* YOUR TASK
Restate, exactly and without pictures, the lines from the start of the listing below through the line holding "360) / 14);".

[START COLLECTED MATERIAL]

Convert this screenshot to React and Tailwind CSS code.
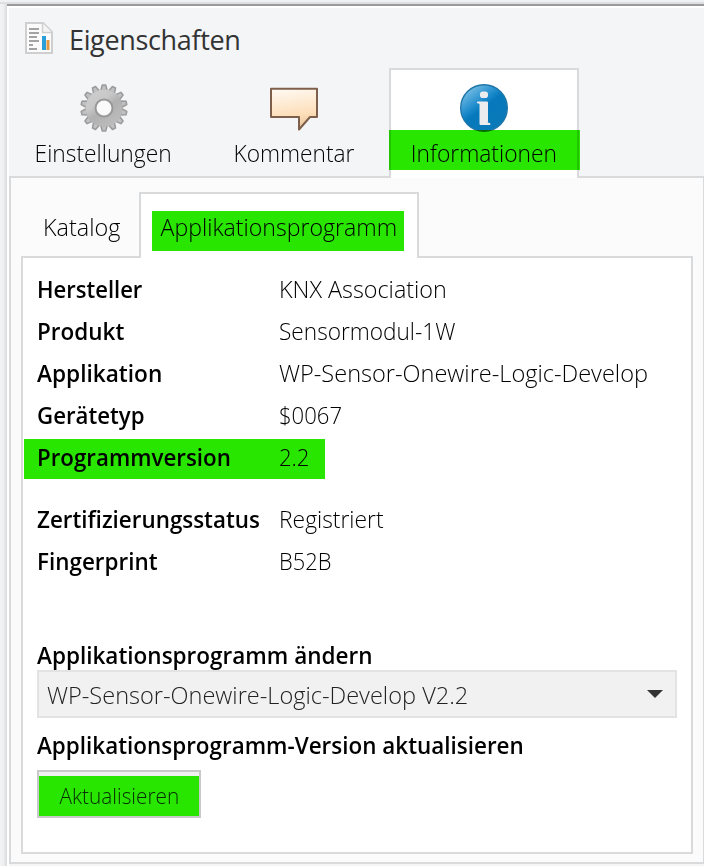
const TEETH = Array.from({ length: 14 }, (_, i) => (i * 360) / 14);

function ReportIcon() {
  return (
    <svg width="28" height="32" viewBox="0 0 28 32" className="block shrink-0">
      <path d="M1 1H18L27 10V31H1Z" fill="#fbfbfb" stroke="#cfcfcf" strokeWidth="2" />
      <path d="M17.500 1V10.500H27" fill="#f4f4f4" stroke="#cfcfcf" strokeWidth="1.500" />
      <path d="M4 7H14M4 11H14M4 15H12M4 19H14M4 23H8M4 27H12" stroke="#a3a3a3" strokeWidth="2.200" />
      <rect x="17" y="14" width="4" height="14" fill="#2a9fd8" />
      <rect x="21.500" y="18" width="3" height="10" fill="#e39a45" />
    </svg>
  );
}

function GearIcon() {
  return (
    <svg width="48" height="48" viewBox="0 0 48 48" className="block">
      <defs>
        <linearGradient id="gear" x1="0" y1="0" x2="0.7" y2="1">
          <stop offset="0" stopColor="#cfcfcf" />
          <stop offset="0.4" stopColor="#c8c8c8" />
          <stop offset="0.6" stopColor="#b0b0b0" />
          <stop offset="1" stopColor="#bdbdbd" />
        </linearGradient>
      </defs>
      {TEETH.map((a) => (
        <path key={a} d="M20.800 6.500L22.300 1H25.700L27.200 6.500Z" transform={`rotate(${a} 24 24)`} fill="#c0c0c0" stroke="#9a9a9a" strokeWidth="1.500" strokeLinejoin="round" />
      ))}
      <circle cx="24" cy="24" r="18.500" fill="url(#gear)" />
      <circle cx="24" cy="24" r="8.500" fill="#fafafa" stroke="#989898" strokeWidth="2" />
    </svg>
  );
}

function CommentIcon() {
  return (
    <svg width="48" height="48" viewBox="0 0 48 48" className="block">
      <defs>
        <linearGradient id="bubble" x1="0" y1="0" x2="0.15" y2="1">
          <stop offset="0" stopColor="#fffaf4" />
          <stop offset="0.7" stopColor="#fddfba" />
          <stop offset="1" stopColor="#e9c79c" />
        </linearGradient>
      </defs>
      <path d="M1 4.800H47V33H40L29 45.500V33H1Z" fill="url(#bubble)" stroke="#7d5f4b" strokeWidth="2" strokeLinejoin="round" />
    </svg>
  );
}

function InfoIcon() {
  return (
    <svg width="48" height="48" viewBox="0 0 48 48" className="block">
      <defs>
        <linearGradient id="info" x1="0.1" y1="0.1" x2="0.7" y2="0.9">
          <stop offset="0" stopColor="#7cc0e6" />
          <stop offset="0.42" stopColor="#1b8acb" />
          <stop offset="0.55" stopColor="#0679bc" />
          <stop offset="1" stopColor="#0a79b8" />
        </linearGradient>
      </defs>
      <circle cx="24" cy="24" r="23.300" fill="url(#info)" stroke="#1f76a8" strokeWidth="1.400" />
      <path d="M17.500 18H27.500V37.500C27.500 39 28.500 39.500 30 39.500V40.500H20V20.500C20 19.500 19 19 17.500 19Z" fill="#ececef" stroke="#ececef" strokeLinejoin="round" />
      <rect x="20" y="7.500" width="8" height="6.500" rx="2.800" fill="#ececef" />
    </svg>
  );
}

function Row({ label, value, labelClass, valueClass, marked }) {
  return (
    <div className="relative flex h-[42px] items-center">
      {marked && <div className="absolute -left-[13px] top-[3px] h-10 w-[301px] bg-[#28e600]" />}
      <div className={`relative w-[242px] shrink-0 origin-left font-semibold ${labelClass}`}>{label}</div>
      <div className={`relative origin-left font-light ${valueClass}`}>{value}</div>
    </div>
  );
}

export default function App() {
  return (
    <div className="flex h-[866px] w-[704px] flex-col overflow-hidden whitespace-nowrap bg-[#f0f1f4] font-['Open_Sans','Noto_Sans',sans-serif] text-[24px] leading-[30px] text-black">
      <div className="h-1 shrink-0 border-b-2 border-[#dedfe1]" />
      <div className="flex flex-1">
        <div className="w-[7px] shrink-0 bg-linear-to-r from-[#f3f4f6] via-[#eeeff1] to-[#d9dadd]" />
        <div className="flex w-[697px] shrink-0 flex-col border-t-2 border-[#9a9a9c] bg-[#f4f5f7]">
          <div className="flex h-[860px] flex-col border-l-2 border-t-2 border-white">
            <header className="flex h-[60px] shrink-0 items-start pl-4 pt-[14px]">
              <ReportIcon />
              <h1 className="ml-4 mt-[3px] text-[27px] font-normal tracking-[-0.35px] text-[#333]">Eigenschaften</h1>
            </header>

            <nav className="relative z-10 -mb-0.5 flex h-[110px] shrink-0">
              <div className="flex w-[189px] flex-col items-center pt-4">
                <GearIcon />
                <span className="mt-[6px] scale-x-[.95] font-light">Einstellungen</span>
              </div>
              <div className="flex w-[191px] flex-col items-center pt-4">
                <CommentIcon />
                <span className="mt-[6px] scale-x-[.945] font-light">Kommentar</span>
              </div>
              <div className="relative flex w-[190px] flex-col items-center border-x-2 border-t-2 border-[#d9dadc] bg-white pt-[14px]">
                <InfoIcon />
                <div className="absolute -left-0.5 top-[60px] h-10 w-[191px] bg-[#28e600] mix-blend-multiply" />
                <span className="relative mt-[6px] scale-x-[.95] font-light">Informationen</span>
              </div>
            </nav>

            <main className="flex h-[688px] w-[696px] shrink-0 flex-col border-2 border-[#d9dadb] bg-[#fbfbfb] px-[10px] pb-[8px] pt-[14px]">
              <nav className="relative z-10 -mb-0.5 flex h-[66px] shrink-0">
                <div className="flex w-[118px] justify-center pl-[3px] pt-[20px] font-light"><span className="scale-x-[.975]">Katalog</span></div>
                <div className="relative flex w-[280px] justify-center border-x-2 border-t-2 border-[#d9dadb] bg-white pt-[18px]">
                  <div className="absolute left-[11px] top-[17px] h-10 w-[252px] bg-[#28e600]" />
                  <span className="relative scale-x-[.963] font-light">Applikationsprogramm</span>
                </div>
              </nav>

              <section className="flex w-[672px] flex-1 flex-col border-2 border-[#d9dadb] bg-white pl-[14px] pt-[10px]">
                <Row label="Hersteller" value="KNX Association" labelClass="scale-x-[.918]" valueClass="scale-x-[.973]" />
                <Row label="Produkt" value="Sensormodul-1W" labelClass="scale-x-[.937]" valueClass="scale-x-[.943]" />
                <Row label="Applikation" value="WP-Sensor-Onewire-Logic-Develop" labelClass="scale-x-[.943]" valueClass="scale-x-[.981]" />
                <Row label="Gerätetyp" value="$0067" labelClass="scale-x-[.926]" valueClass="scale-x-[.92]" />
                <Row label="Programmversion" value="2.2" labelClass="scale-x-[.93]" valueClass="scale-x-[.92]" marked />
                <div className="h-5" />
                <Row label="Zertifizierungsstatus" value="Registriert" labelClass="scale-x-[.933]" valueClass="scale-x-[.952]" />
                <Row label="Fingerprint" value="B52B" labelClass="scale-x-[.935]" valueClass="scale-x-[.91]" />

                <div className="mt-[58px] origin-left scale-x-[.938] font-semibold">Applikationsprogramm ändern</div>
                <div className="flex h-12 w-[640px] items-center justify-between border-2 border-[#e3e3e3] bg-[#f1f1f1] pl-2 pr-3">
                  <span className="origin-left scale-x-[.981] pt-0.5 font-light text-[#222]">WP-Sensor-Onewire-Logic-Develop V2.2</span>
                  <svg width="16" height="8" viewBox="0 0 16 8"><path d="M0 0H16L8 8Z" fill="#333" /></svg>
                </div>
                <div className="mt-3 origin-left scale-x-[.935] font-semibold">Applikationsprogramm-Version aktualisieren</div>
                <button className="mt-[10px] flex h-12 w-[164px] flex-col border-2 border-[#c9c9c9] bg-[#f1f1f1] pt-1">
                  <span className="flex h-10 w-full items-center justify-center bg-[#28e600] pb-0.5 text-[22px] font-light text-[#062c00]">
                    <span className="scale-x-[.945]">Aktualisieren</span>
                  </span>
                </button>
              </section>
            </main>
          </div>
        </div>
      </div>
    </div>
  );
}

[END COLLECTED MATERIAL]

* RESPONSE TO THE TASK
Convert this screenshot to React and Tailwind CSS code.
const TEETH = Array.from({ length: 14 }, (_, i) => (i * 360) / 14);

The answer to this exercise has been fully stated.